═══ Material
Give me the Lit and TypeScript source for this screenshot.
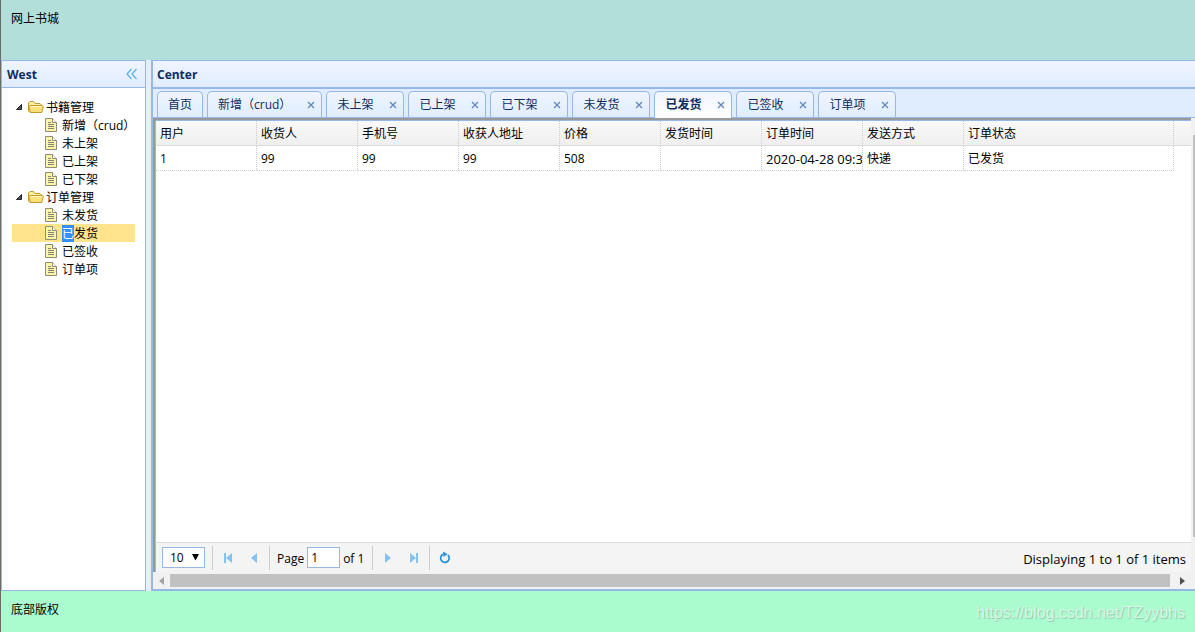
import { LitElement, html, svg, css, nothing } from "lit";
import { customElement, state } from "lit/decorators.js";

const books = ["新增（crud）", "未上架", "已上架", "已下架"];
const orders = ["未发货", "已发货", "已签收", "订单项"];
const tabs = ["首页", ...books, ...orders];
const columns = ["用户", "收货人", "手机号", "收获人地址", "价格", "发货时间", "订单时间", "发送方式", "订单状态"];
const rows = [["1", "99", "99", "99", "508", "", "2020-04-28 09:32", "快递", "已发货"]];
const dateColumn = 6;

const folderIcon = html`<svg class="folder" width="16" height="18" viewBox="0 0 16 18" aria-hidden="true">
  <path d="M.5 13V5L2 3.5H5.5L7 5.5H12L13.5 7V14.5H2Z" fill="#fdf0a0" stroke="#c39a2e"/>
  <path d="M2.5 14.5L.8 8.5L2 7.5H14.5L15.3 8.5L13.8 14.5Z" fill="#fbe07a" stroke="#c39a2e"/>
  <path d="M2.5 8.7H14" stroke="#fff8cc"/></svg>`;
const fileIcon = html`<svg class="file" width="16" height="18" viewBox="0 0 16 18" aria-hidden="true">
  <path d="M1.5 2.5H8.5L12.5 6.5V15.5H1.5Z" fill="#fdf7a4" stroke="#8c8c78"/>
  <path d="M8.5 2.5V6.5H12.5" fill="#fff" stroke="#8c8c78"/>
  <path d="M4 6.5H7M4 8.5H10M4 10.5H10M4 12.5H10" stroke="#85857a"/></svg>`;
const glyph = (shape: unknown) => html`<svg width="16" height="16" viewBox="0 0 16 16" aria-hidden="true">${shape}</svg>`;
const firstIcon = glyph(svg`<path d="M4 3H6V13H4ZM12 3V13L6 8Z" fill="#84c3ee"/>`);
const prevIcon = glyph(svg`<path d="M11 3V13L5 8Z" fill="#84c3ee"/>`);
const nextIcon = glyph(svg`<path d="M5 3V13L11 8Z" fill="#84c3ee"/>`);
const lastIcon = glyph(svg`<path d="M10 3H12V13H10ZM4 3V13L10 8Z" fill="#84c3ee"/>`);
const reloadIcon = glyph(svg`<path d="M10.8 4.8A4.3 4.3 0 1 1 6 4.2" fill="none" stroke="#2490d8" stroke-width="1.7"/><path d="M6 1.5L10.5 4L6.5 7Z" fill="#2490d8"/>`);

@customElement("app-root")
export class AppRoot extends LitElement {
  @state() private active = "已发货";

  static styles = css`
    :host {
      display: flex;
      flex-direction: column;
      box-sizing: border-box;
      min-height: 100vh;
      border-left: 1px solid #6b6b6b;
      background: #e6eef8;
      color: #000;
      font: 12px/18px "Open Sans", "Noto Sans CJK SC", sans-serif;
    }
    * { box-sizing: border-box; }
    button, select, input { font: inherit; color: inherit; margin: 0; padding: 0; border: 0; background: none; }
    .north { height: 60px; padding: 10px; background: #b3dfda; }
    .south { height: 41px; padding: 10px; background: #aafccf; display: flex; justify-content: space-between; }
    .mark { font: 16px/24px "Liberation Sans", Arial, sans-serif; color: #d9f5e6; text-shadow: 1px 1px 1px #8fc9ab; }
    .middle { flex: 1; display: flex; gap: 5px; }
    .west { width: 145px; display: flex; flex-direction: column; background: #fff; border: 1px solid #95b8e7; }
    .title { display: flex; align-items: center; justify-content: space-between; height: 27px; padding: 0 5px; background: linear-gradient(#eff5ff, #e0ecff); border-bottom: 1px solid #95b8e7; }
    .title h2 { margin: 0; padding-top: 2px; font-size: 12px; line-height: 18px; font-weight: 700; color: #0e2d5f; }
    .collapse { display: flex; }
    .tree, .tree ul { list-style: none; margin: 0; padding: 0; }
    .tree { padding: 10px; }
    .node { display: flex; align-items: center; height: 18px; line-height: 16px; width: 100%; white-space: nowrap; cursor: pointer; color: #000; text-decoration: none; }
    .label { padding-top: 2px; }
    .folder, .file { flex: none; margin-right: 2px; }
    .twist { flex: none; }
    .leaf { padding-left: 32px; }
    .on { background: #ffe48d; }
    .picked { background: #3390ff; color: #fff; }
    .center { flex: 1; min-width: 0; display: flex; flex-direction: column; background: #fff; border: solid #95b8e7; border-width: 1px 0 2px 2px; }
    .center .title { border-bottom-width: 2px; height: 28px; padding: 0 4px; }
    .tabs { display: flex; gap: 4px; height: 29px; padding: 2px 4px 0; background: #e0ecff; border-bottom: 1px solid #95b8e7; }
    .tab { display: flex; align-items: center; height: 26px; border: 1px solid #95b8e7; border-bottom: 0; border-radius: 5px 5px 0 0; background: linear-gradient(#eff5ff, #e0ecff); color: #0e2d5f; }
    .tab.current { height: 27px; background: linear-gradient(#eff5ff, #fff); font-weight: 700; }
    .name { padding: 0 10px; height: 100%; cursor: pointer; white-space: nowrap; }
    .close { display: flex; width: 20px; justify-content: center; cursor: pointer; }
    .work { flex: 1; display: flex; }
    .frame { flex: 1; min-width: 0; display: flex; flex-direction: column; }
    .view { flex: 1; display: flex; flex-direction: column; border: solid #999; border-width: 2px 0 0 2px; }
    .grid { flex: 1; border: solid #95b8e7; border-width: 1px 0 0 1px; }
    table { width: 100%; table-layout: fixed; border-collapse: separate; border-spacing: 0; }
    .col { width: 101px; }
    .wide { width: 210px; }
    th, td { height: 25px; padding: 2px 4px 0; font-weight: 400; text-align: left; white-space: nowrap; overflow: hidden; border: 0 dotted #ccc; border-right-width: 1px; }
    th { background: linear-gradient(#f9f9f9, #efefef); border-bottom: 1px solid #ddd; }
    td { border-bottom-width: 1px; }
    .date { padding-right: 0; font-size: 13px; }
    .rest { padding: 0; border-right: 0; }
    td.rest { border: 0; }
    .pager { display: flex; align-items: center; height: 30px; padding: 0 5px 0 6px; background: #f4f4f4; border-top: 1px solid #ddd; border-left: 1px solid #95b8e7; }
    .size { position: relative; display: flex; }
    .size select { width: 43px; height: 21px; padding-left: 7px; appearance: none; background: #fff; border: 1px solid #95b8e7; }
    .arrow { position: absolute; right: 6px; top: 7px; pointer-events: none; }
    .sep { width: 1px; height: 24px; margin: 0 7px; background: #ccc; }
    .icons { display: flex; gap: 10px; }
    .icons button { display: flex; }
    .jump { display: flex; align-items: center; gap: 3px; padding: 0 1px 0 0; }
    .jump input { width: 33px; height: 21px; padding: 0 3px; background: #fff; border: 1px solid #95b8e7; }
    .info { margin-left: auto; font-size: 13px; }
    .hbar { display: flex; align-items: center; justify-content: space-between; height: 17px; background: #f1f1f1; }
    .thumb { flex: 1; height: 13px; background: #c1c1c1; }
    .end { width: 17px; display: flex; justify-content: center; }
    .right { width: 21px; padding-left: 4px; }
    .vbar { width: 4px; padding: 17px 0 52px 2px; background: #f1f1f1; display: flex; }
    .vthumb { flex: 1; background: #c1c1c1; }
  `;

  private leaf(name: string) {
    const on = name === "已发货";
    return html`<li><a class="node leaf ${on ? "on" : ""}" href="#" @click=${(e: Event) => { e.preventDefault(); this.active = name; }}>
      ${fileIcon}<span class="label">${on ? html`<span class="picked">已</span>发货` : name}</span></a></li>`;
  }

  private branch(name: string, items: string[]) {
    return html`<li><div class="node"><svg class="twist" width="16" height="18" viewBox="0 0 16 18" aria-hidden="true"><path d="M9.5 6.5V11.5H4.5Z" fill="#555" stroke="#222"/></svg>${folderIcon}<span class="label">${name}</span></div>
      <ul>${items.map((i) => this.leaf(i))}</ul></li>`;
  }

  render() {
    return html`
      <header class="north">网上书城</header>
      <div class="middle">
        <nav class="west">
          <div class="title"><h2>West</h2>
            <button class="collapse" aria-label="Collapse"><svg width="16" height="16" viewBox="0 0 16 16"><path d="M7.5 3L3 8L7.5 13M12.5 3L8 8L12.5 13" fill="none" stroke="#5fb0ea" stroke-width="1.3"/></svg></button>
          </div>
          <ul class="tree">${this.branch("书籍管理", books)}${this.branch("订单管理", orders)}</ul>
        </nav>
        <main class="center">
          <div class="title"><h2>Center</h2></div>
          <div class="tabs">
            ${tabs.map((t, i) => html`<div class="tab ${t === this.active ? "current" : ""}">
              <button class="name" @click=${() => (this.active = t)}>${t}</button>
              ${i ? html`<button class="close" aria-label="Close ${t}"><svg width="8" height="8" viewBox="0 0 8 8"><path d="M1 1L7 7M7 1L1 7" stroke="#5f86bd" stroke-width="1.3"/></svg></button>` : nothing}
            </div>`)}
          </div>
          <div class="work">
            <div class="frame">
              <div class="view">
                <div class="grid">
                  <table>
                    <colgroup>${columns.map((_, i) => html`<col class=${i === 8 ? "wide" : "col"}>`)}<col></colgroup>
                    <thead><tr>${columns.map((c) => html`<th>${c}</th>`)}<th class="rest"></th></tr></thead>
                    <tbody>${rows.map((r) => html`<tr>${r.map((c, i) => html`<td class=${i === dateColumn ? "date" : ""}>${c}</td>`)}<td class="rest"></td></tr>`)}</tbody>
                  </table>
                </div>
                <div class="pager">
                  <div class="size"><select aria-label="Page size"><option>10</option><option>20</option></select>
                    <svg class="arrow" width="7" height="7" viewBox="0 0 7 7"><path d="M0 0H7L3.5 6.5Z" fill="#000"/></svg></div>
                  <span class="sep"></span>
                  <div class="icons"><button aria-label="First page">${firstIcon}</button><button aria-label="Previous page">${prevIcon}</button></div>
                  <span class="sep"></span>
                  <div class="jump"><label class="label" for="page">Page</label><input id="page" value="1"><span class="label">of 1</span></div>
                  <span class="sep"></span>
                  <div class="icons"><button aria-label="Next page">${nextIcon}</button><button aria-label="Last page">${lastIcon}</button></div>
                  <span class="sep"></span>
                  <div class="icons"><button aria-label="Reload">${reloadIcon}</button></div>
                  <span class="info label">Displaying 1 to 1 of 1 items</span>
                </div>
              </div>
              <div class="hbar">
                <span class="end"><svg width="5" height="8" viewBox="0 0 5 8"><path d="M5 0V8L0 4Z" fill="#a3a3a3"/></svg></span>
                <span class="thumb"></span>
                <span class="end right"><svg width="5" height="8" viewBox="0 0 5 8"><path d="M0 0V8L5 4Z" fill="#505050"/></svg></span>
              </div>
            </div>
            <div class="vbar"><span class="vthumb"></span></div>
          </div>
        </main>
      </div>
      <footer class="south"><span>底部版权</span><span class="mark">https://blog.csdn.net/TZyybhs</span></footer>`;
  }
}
══════
What is being asked ▸ Please repeat exactly the data above from its first line to the line that contains "const dateColumn = 6;", inclusive, and leave every picture out.

Reply to the exercise ▸
Give me the Lit and TypeScript source for this screenshot.
import { LitElement, html, svg, css, nothing } from "lit";
import { customElement, state } from "lit/decorators.js";

const books = ["新增（crud）", "未上架", "已上架", "已下架"];
const orders = ["未发货", "已发货", "已签收", "订单项"];
const tabs = ["首页", ...books, ...orders];
const columns = ["用户", "收货人", "手机号", "收获人地址", "价格", "发货时间", "订单时间", "发送方式", "订单状态"];
const rows = [["1", "99", "99", "99", "508", "", "2020-04-28 09:32", "快递", "已发货"]];
const dateColumn = 6;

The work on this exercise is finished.